TASK REQUIREMENTS:
Filter the lines below, copying only those with the string "React".

AVAILABLE DATA:

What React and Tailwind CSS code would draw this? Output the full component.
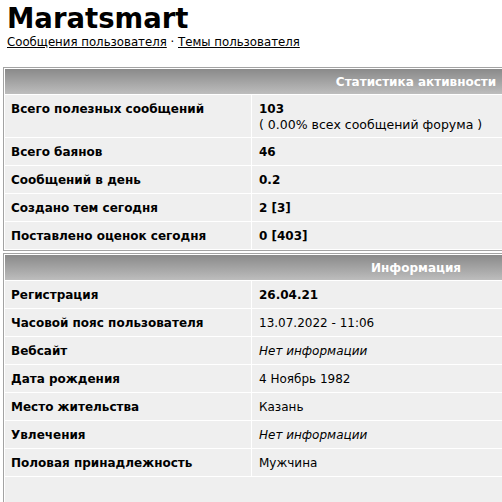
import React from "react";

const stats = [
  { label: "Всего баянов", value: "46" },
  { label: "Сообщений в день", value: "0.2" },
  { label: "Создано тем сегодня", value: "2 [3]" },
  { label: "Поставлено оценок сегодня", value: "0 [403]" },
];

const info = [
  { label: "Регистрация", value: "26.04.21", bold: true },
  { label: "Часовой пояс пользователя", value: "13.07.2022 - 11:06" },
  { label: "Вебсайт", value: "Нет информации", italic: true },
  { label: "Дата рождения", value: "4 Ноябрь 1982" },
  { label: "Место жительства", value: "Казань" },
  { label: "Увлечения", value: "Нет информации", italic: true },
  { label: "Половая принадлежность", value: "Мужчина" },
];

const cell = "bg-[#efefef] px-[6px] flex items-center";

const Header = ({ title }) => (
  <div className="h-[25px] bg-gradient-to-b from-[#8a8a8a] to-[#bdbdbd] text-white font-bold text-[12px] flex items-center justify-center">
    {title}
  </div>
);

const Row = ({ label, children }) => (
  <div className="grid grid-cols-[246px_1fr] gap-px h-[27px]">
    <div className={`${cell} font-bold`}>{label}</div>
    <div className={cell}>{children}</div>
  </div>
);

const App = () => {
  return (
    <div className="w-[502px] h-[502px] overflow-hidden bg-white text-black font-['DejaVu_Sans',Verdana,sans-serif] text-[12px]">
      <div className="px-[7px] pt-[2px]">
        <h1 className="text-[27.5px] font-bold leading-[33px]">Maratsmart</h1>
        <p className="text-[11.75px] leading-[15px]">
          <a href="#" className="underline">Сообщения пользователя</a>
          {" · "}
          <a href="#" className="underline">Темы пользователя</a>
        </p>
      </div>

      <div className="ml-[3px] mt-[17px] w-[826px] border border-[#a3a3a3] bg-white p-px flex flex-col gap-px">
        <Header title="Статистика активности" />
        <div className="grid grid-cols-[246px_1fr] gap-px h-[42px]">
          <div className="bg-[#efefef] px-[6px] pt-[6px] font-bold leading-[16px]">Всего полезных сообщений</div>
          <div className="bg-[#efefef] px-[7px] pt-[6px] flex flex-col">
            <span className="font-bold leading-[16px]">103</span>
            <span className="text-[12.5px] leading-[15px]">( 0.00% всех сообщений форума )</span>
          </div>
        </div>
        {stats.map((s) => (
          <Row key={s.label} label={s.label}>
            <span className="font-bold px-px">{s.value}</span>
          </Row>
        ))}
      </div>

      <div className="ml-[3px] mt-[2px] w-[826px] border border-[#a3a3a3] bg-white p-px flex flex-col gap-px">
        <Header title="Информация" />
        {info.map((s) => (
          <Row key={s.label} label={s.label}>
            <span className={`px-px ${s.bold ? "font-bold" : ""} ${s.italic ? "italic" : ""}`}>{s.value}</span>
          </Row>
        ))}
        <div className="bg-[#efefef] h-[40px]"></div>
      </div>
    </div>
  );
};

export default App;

WRITTEN RESPONSE:
What React and Tailwind CSS code would draw this? Output the full component.
import React from "react";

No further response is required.